Amy C. Edmondson

Novartis Professor of Leadership and Management
Senior Associate Dean for Culture and Community

Amy C. Edmondson is the Novartis Professor of Leadership and Management at the Harvard Business School, a chair established to support the study of human interactions that lead to the creation of successful enterprises that contribute to the betterment of society.

Edmondson has been recognized in 2011, 2013 and 2015 by the biannual Thinkers50 global ranking of management thinkers.  She speaks on teaming, psychological safety, and leadership to corporate and academic audiences around the world, and her articles have been published in Harvard Business Review and California Management Review, as well as in numerous academic journals including Administrative Science Quarterly and the Academy of Management Review.  Her books – Teaming: How organizations learn, innovate and compete in the knowledge economy and Teaming to Innovate (Jossey-Bass, 2012, 2103) – explore teamwork in dynamic work environments.  In Building the future: Big teaming for audacious innovation, (Berrett-Koehler, 2016), she examines the challenges and opportunities of teaming across industries. 
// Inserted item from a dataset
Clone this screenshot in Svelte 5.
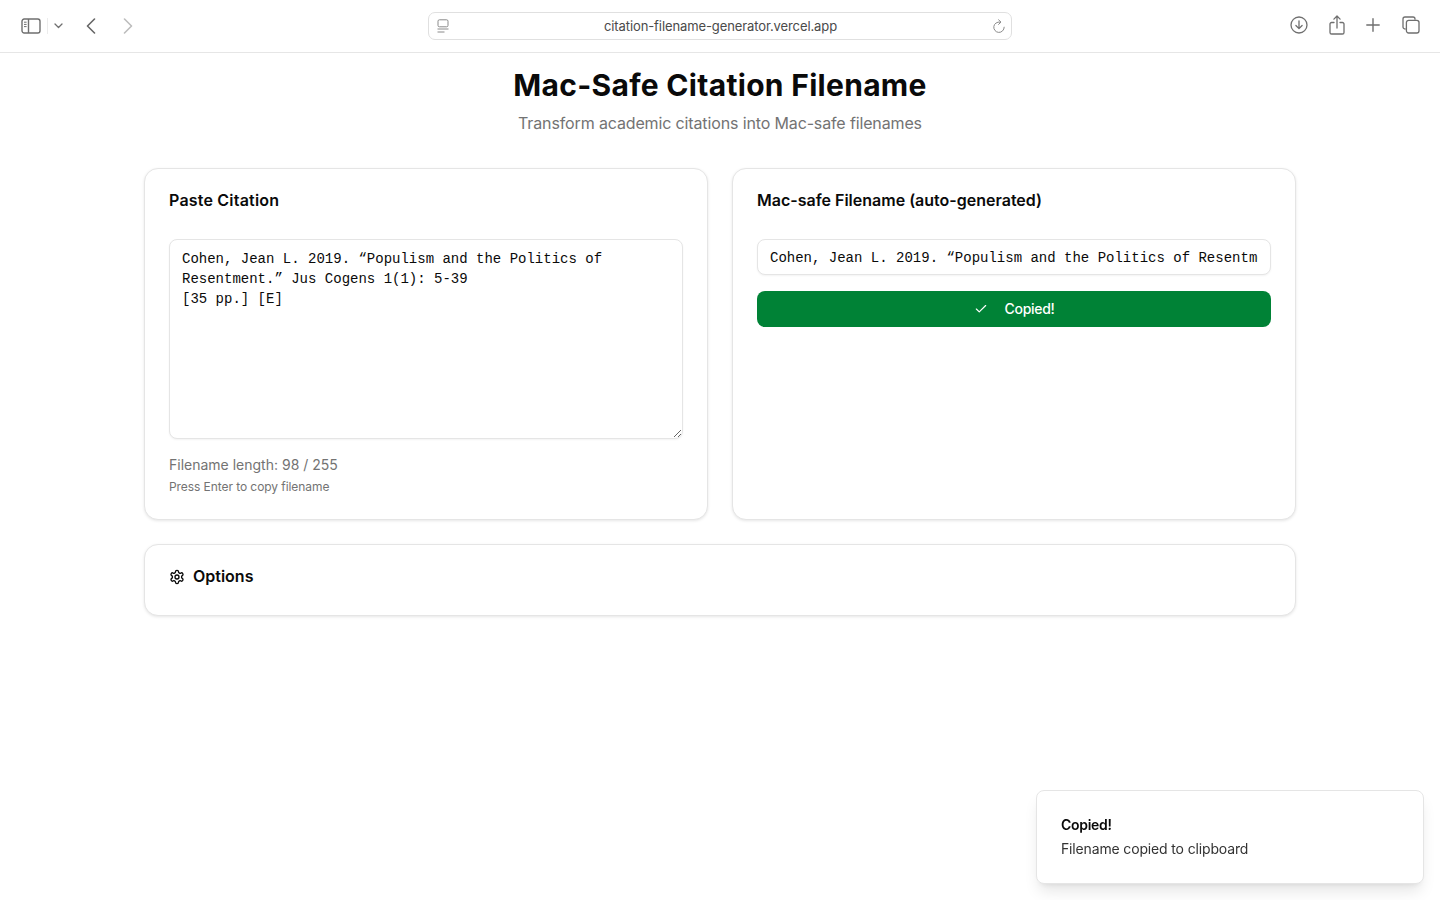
<script>
  const citation = 'Cohen, Jean L. 2019. “Populism and the Politics of Resentment.” Jus Cogens 1(1): 5-39\n[35 pp.] [E]';
  const filename = 'Cohen, Jean L. 2019. “Populism and the Politics of Resentment.” Jus Cogens 1(1): 5-39 [35 pp.] [E]';
</script>

<div class="page">
  <header class="toolbar">
    <div class="tb-left">
      <svg class="ic sidebar" width="20" height="16" viewBox="0 0 20 16" fill="none" stroke="#6f6f6f" stroke-width="1.4">
        <rect x="1" y="1" width="18" height="14" rx="2.2" />
        <path d="M7.5 1v14" />
        <path d="M3 4.2h2.6M3 6.4h2.6M3 8.6h2.6" stroke-width="1" />
      </svg>
      <span class="tb-sep"></span>
      <svg class="ic caret" width="9" height="6" viewBox="0 0 9 6" fill="none" stroke="#6f6f6f" stroke-width="1.3" stroke-linecap="round" stroke-linejoin="round"><path d="M1 1l3.5 3.5L8 1" /></svg>
      <svg class="ic back" width="10" height="16" viewBox="0 0 10 16" fill="none" stroke="#666" stroke-width="1.6" stroke-linecap="round" stroke-linejoin="round"><path d="M8.5 1L1.5 8l7 7" /></svg>
      <svg class="ic fwd" width="10" height="16" viewBox="0 0 10 16" fill="none" stroke="#bdbdbd" stroke-width="1.6" stroke-linecap="round" stroke-linejoin="round"><path d="M1.5 1l7 7-7 7" /></svg>
    </div>
    <div class="urlbar">
      <svg width="12" height="14" viewBox="0 0 12 14" fill="none" stroke="#8a8a8a" stroke-width="1"><rect x="1" y=".8" width="10" height="7" rx="1.4" /><path d="M.5 10h11M.5 13h7" /></svg>
      <span class="url">citation-filename-generator.vercel.app</span>
      <svg width="14" height="15" viewBox="0 0 14 15" fill="none" stroke="#8a8a8a" stroke-width="1" stroke-linecap="round" stroke-linejoin="round"><path d="M8 3.1A5.2 5.2 0 1 0 12.2 8.2" /><path d="M6.6 .8L9 3.1 6.6 5.4" /></svg>
    </div>
    <div class="tb-right">
      <svg width="18" height="18" viewBox="0 0 18 18" fill="none" stroke="#6f6f6f" stroke-width="1.3" stroke-linecap="round" stroke-linejoin="round"><circle cx="9" cy="9" r="8" /><path d="M9 4.8v7.6M5.9 9.5L9 12.6l3.1-3.1" /></svg>
      <svg width="16" height="20" viewBox="0 0 16 20" fill="none" stroke="#6f6f6f" stroke-width="1.3" stroke-linecap="round" stroke-linejoin="round"><path d="M5 7.5H2.6A1.6 1.6 0 0 0 1 9.1v8.3A1.6 1.6 0 0 0 2.6 19h10.8a1.6 1.6 0 0 0 1.6-1.6V9.1a1.6 1.6 0 0 0-1.6-1.6H11" /><path d="M8 13V1.2M4.9 4.1L8 1l3.1 3.1" /></svg>
      <svg width="14" height="14" viewBox="0 0 14 14" fill="none" stroke="#6f6f6f" stroke-width="1.4" stroke-linecap="round"><path d="M7 .8v12.4M.8 7h12.4" /></svg>
      <svg class="tabs" width="18" height="18" viewBox="0 0 18 18" fill="none" stroke="#6f6f6f" stroke-width="1.3"><path d="M3.6 13H3a2 2 0 0 1-2-2V3a2 2 0 0 1 2-2h8a2 2 0 0 1 2 2v.7" /><rect x="4.4" y="4.4" width="12.6" height="12.6" rx="2.2" /></svg>
    </div>
  </header>

  <main class="main">
    <h1>Mac-Safe Citation Filename</h1>
    <p class="sub">Transform academic citations into Mac-safe filenames</p>

    <div class="grid">
      <section class="card">
        <h2 class="paste">Paste Citation</h2>
        <textarea class="mono ta" value={citation} spellcheck="false"></textarea>
        <p class="len">Filename length: 98 / 255</p>
        <p class="hint">Press Enter to copy filename</p>
      </section>
      <section class="card">
        <h2>Mac-safe Filename (auto-generated)</h2>
        <input class="mono inp" value={filename} readonly />
        <button class="copy">
          <svg width="14" height="14" viewBox="0 0 24 24" fill="none" stroke="#fff" stroke-width="2" stroke-linecap="round" stroke-linejoin="round"><path d="M20 6L9 17l-5-5" /></svg>
          <span>Copied!</span>
        </button>
      </section>
    </div>

    <section class="card options">
      <svg width="16" height="16" viewBox="0 0 24 24" fill="none" stroke="#0a0a0a" stroke-width="2" stroke-linecap="round" stroke-linejoin="round"><path d="M12.22 2h-.44a2 2 0 0 0-2 2v.18a2 2 0 0 1-1 1.73l-.43.25a2 2 0 0 1-2 0l-.15-.08a2 2 0 0 0-2.73.73l-.22.38a2 2 0 0 0 .73 2.73l.15.1a2 2 0 0 1 1 1.72v.51a2 2 0 0 1-1 1.74l-.15.09a2 2 0 0 0-.73 2.73l.22.38a2 2 0 0 0 2.73.73l.15-.08a2 2 0 0 1 2 0l.43.25a2 2 0 0 1 1 1.73V20a2 2 0 0 0 2 2h.44a2 2 0 0 0 2-2v-.18a2 2 0 0 1 1-1.73l.43-.25a2 2 0 0 1 2 0l.15.08a2 2 0 0 0 2.73-.73l.22-.39a2 2 0 0 0-.73-2.73l-.15-.08a2 2 0 0 1-1-1.74v-.5a2 2 0 0 1 1-1.74l.15-.09a2 2 0 0 0 .73-2.73l-.22-.38a2 2 0 0 0-2.73-.73l-.15.08a2 2 0 0 1-2 0l-.43-.25a2 2 0 0 1-1-1.73V4a2 2 0 0 0-2-2z" /><circle cx="12" cy="12" r="3" /></svg>
      <h2>Options</h2>
    </section>
  </main>

  <aside class="toast">
    <div class="toast-title">Copied!</div>
    <div class="toast-desc">Filename copied to clipboard</div>
  </aside>
</div>

<style>
  :global(body) {
    margin: 0;
    background: #fff;
    color: #0a0a0a;
    font-family: Inter, "Liberation Sans", sans-serif;
  }
  .page { min-height: 900px; box-sizing: border-box; }
  .toolbar {
    height: 52px;
    border-bottom: 1px solid #e6e6e6;
    display: grid;
    grid-template-columns: 1fr 584px 1fr;
    align-items: center;
    padding: 0 20px;
    box-sizing: content-box;
    width: 1400px;
  }
  .tb-left { display: flex; align-items: center; padding: 0 0 1px 1px; }
  .ic { display: block; flex: none; }
  .tb-sep { width: 1px; height: 16px; background: #ececec; margin-left: 6px; }
  .caret { margin-left: 6px; }
  .back { margin-left: 23px; }
  .fwd { margin-left: 27px; }
  .urlbar {
    height: 26px;
    border: 1px solid #e0e0e0;
    border-radius: 7px;
    display: flex;
    align-items: center;
    justify-content: space-between;
    padding: 0 5px 0 8px;
  }
  .url { font-size: 13px; letter-spacing: -0.1px; color: #4a4a4a; }
  .tb-right { display: flex; align-items: center; justify-content: flex-end; gap: 21px; padding: 0 0 2px 0; }
  .tabs { margin-left: 1px; }
  .main { width: 1152px; margin: 0 auto; }
  h1 {
    margin: 0;
    padding-top: 14px;
    font-size: 30px;
    line-height: 36px;
    font-weight: 700;
    letter-spacing: 0.3px;
    text-align: center;
  }
  .sub {
    margin: 8px 0 0;
    font-size: 16px;
    line-height: 24px;
    letter-spacing: -0.135px;
    color: #737373;
    text-align: center;
  }
  .grid {
    margin-top: 33px;
    display: grid;
    grid-template-columns: 1fr 1fr;
    gap: 24px;
  }
  .card {
    background: #fff;
    border: 1px solid #e5e5e5;
    border-radius: 14px;
    padding: 24px;
    box-shadow: 0 1px 3px rgba(0,0,0,.1);
    min-width: 0;
  }
  .grid .card { height: 352px; box-sizing: border-box; }
  h2 {
    margin: 0;
    font-size: 16px;
    line-height: 14px;
    font-weight: 600;
  }
  .paste { letter-spacing: 0.2px; }
  .mono { font-family: "Liberation Mono", monospace; font-size: 14px; color: #0a0a0a; }
  .ta {
    display: block;
    box-sizing: border-box;
    width: 100%;
    height: 200px;
    margin-top: 32px;
    padding: 9px 12px 7px;
    line-height: 20px;
    border: 1px solid #e5e5e5;
    border-radius: 8px;
    outline: none;
    resize: vertical;
    box-shadow: 0 1px 2px rgba(0,0,0,.05);
  }
  .len { margin: 16px 0 0; font-size: 14px; line-height: 20px; color: #737373; }
  .hint { margin: 4px 0 0; font-size: 12px; line-height: 16px; letter-spacing: -0.07px; color: #737373; }
  .inp {
    display: block;
    box-sizing: border-box;
    width: 100%;
    height: 36px;
    margin-top: 32px;
    padding: 5px 12px 3px;
    border: 1px solid #e5e5e5;
    border-radius: 8px;
    outline: none;
    box-shadow: 0 1px 2px rgba(0,0,0,.05);
  }
  .copy {
    width: 100%;
    height: 36px;
    margin-top: 16px;
    padding: 0 0 1px;
    border: 0;
    border-radius: 8px;
    background: #008236;
    color: #fff;
    font: 500 14px Inter, "Liberation Sans", sans-serif;
    letter-spacing: -0.3px;
    display: flex;
    align-items: center;
    justify-content: center;
    gap: 17px;
  }
  .options {
    margin-top: 24px;
    height: 72px;
    box-sizing: border-box;
    display: flex;
    align-items: flex-start;
    gap: 8px;
  }
  .toast {
    position: fixed;
    right: 16px;
    bottom: 16px;
    width: 388px;
    height: 94px;
    box-sizing: border-box;
    background: #fff;
    border: 1px solid #e5e5e5;
    border-radius: 8px;
    padding: 24px;
    box-shadow: 0 10px 15px -3px rgba(0,0,0,.1), 0 4px 6px -4px rgba(0,0,0,.1);
  }
  .toast-title { font-size: 14px; line-height: 20px; font-weight: 600; letter-spacing: -0.3px; }
  .toast-desc { font-size: 14px; line-height: 20px; margin-top: 4px; letter-spacing: -0.15px; color: #333; }
</style>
Before her academic career, she was Director of Research at Pecos River Learning Centers, where she worked on transformational change in large companies. In the early 1980s, she worked as Chief Engineer for architect/inventor Buckminster Fuller, and her book A Fuller Explanation: The Synergetic Geometry of R. Buckminster Fuller (Birkauser Boston, 1987) clarifies Fuller's mathematical contributions for a non-technical audience. Edmondson received her PhD in organizational behavior, AM in psychology, and AB in engineering and design, all from Harvard University.

 

  1. Overview

    by Amy C. Edmondson

    My research focuses on cross-boundary teaming in and between organizations and on the ways leaders enable the kinds of complex collaborations that such teaming generates. I am particularly interested in collaborations focused on innovation in knowledge-intensive industries ranging from healthcare delivery to the built environment. In one stream of my research, I study collaboration among people with diverse expertise undertaking major innovation initiatives. I argue that teaming across industry boundaries is increasingly important in the production of crucial innovations upon which society’s future depends. I find that teaming and learning among diverse experts, while facing high uncertainty, involves significant interpersonal risk. My research explores how people manage these risks, and why it matters that they do, in contexts ranging from the emergency room, to the factory, to the built environment, to the executive suite. A second stream of my research examines how leaders successfully create organizational change and learning in fast-paced, challenging, uncertain industry contexts.